____ Dataset section
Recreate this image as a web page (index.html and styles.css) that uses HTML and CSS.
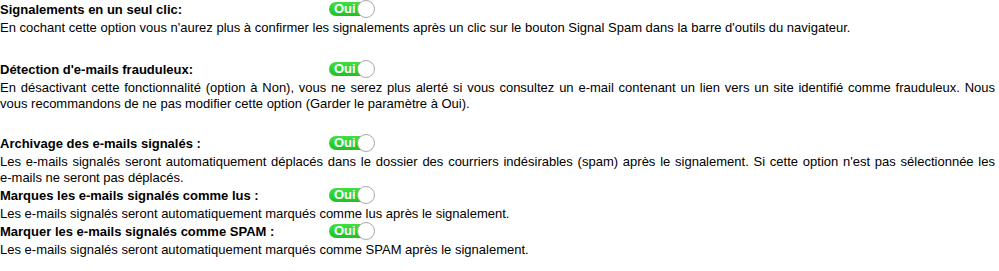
FILE: index.html
```html
<!DOCTYPE html>
<html lang="fr">
<head>
<meta charset="utf-8">
<link rel="stylesheet" href="styles.css">
</head>
<body>
<div class="options">
  <div class="item item-first">
    <div class="head"><span class="label">Signalements en un seul clic:</span><span class="toggle"><span class="track">Oui</span><span class="knob"></span></span></div>
    <p class="desc">En cochant cette option vous n'aurez plus à confirmer les signalements après un clic sur le bouton Signal Spam dans la barre d'outils du navigateur.</p>
  </div>
  <div class="item item-second">
    <div class="head"><span class="label">Détection d'e-mails frauduleux:</span><span class="toggle"><span class="track">Oui</span><span class="knob"></span></span></div>
    <p class="desc">En désactivant cette fonctionnalité (option à Non), vous ne serez plus alerté si vous consultez un e-mail contenant un lien vers un site identifié comme frauduleux. Nous vous recommandons de ne pas modifier cette option (Garder le paramètre à Oui).</p>
  </div>
  <div class="item">
    <div class="head"><span class="label">Archivage des e-mails signalés :</span><span class="toggle"><span class="track">Oui</span><span class="knob"></span></span></div>
    <p class="desc">Les e-mails signalés seront automatiquement déplacés dans le dossier des courriers indésirables (spam) après le signalement. Si cette option n'est pas sélectionnée les <span class="nowrap">e-mails</span> ne seront pas déplacés.</p>
  </div>
  <div class="item">
    <div class="head"><span class="label">Marques les e-mails signalés comme lus :</span><span class="toggle"><span class="track">Oui</span><span class="knob"></span></span></div>
    <p class="desc">Les e-mails signalés seront automatiquement marqués comme lus après le signalement.</p>
  </div>
  <div class="item">
    <div class="head"><span class="label">Marquer les e-mails signalés comme SPAM :</span><span class="toggle"><span class="track">Oui</span><span class="knob"></span></span></div>
    <p class="desc">Les e-mails signalés seront automatiquement marqués comme SPAM après le signalement.</p>
  </div>
</div>
</body>
</html>
```
FILE: styles.css
```css
html, body {
  margin: 0;
  padding: 0;
  background: #fff;
}
body {
  font-family: "Liberation Sans", Arial, sans-serif;
  font-size: 13px;
  color: #000;
}
.options {
  width: 995px;
  display: flex;
  flex-direction: column;
}
.item {
  margin-bottom: 0;
}
.item-first {
  margin-bottom: 24px;
}
.item-second {
  margin-bottom: 22px;
}
.head {
  display: flex;
  align-items: center;
  height: 18px;
}
.label {
  width: 329px;
  font-weight: bold;
  font-size: 13px;
}
.toggle {
  display: flex;
  align-items: center;
  position: relative;
  width: 47px;
  height: 18px;
}
.track {
  display: block;
  width: 32px;
  height: 14px;
  line-height: 14px;
  border-radius: 7px 0 0 7px;
  background: linear-gradient(#3ee03e, #22c022);
  color: #fff;
  font-weight: bold;
  font-size: 13px;
  padding-left: 5px;
  box-sizing: border-box;
}
.knob {
  position: absolute;
  left: 28px;
  top: 0;
  width: 18px;
  height: 18px;
  box-sizing: border-box;
  border-radius: 50%;
  background: #fff;
  border: 1px solid #a8a8a8;
}
.desc {
  margin: 0;
  padding-top: 2px;
  line-height: 16px;
  text-align: justify;
}
.nowrap {
  white-space: nowrap;
}
```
________
**Task directions:** The data should be printed again unchanged; leave its pictures out.

**Solution for this exercise:**
Recreate this image as a web page (index.html and styles.css) that uses HTML and CSS.
FILE: index.html
```html
<!DOCTYPE html>
<html lang="fr">
<head>
<meta charset="utf-8">
<link rel="stylesheet" href="styles.css">
</head>
<body>
<div class="options">
  <div class="item item-first">
    <div class="head"><span class="label">Signalements en un seul clic:</span><span class="toggle"><span class="track">Oui</span><span class="knob"></span></span></div>
    <p class="desc">En cochant cette option vous n'aurez plus à confirmer les signalements après un clic sur le bouton Signal Spam dans la barre d'outils du navigateur.</p>
  </div>
  <div class="item item-second">
    <div class="head"><span class="label">Détection d'e-mails frauduleux:</span><span class="toggle"><span class="track">Oui</span><span class="knob"></span></span></div>
    <p class="desc">En désactivant cette fonctionnalité (option à Non), vous ne serez plus alerté si vous consultez un e-mail contenant un lien vers un site identifié comme frauduleux. Nous vous recommandons de ne pas modifier cette option (Garder le paramètre à Oui).</p>
  </div>
  <div class="item">
    <div class="head"><span class="label">Archivage des e-mails signalés :</span><span class="toggle"><span class="track">Oui</span><span class="knob"></span></span></div>
    <p class="desc">Les e-mails signalés seront automatiquement déplacés dans le dossier des courriers indésirables (spam) après le signalement. Si cette option n'est pas sélectionnée les <span class="nowrap">e-mails</span> ne seront pas déplacés.</p>
  </div>
  <div class="item">
    <div class="head"><span class="label">Marques les e-mails signalés comme lus :</span><span class="toggle"><span class="track">Oui</span><span class="knob"></span></span></div>
    <p class="desc">Les e-mails signalés seront automatiquement marqués comme lus après le signalement.</p>
  </div>
  <div class="item">
    <div class="head"><span class="label">Marquer les e-mails signalés comme SPAM :</span><span class="toggle"><span class="track">Oui</span><span class="knob"></span></span></div>
    <p class="desc">Les e-mails signalés seront automatiquement marqués comme SPAM après le signalement.</p>
  </div>
</div>
</body>
</html>
```
FILE: styles.css
```css
html, body {
  margin: 0;
  padding: 0;
  background: #fff;
}
body {
  font-family: "Liberation Sans", Arial, sans-serif;
  font-size: 13px;
  color: #000;
}
.options {
  width: 995px;
  display: flex;
  flex-direction: column;
}
.item {
  margin-bottom: 0;
}
.item-first {
  margin-bottom: 24px;
}
.item-second {
  margin-bottom: 22px;
}
.head {
  display: flex;
  align-items: center;
  height: 18px;
}
.label {
  width: 329px;
  font-weight: bold;
  font-size: 13px;
}
.toggle {
  display: flex;
  align-items: center;
  position: relative;
  width: 47px;
  height: 18px;
}
.track {
  display: block;
  width: 32px;
  height: 14px;
  line-height: 14px;
  border-radius: 7px 0 0 7px;
  background: linear-gradient(#3ee03e, #22c022);
  color: #fff;
  font-weight: bold;
  font-size: 13px;
  padding-left: 5px;
  box-sizing: border-box;
}
.knob {
  position: absolute;
  left: 28px;
  top: 0;
  width: 18px;
  height: 18px;
  box-sizing: border-box;
  border-radius: 50%;
  background: #fff;
  border: 1px solid #a8a8a8;
}
.desc {
  margin: 0;
  padding-top: 2px;
  line-height: 16px;
  text-align: justify;
}
.nowrap {
  white-space: nowrap;
}
```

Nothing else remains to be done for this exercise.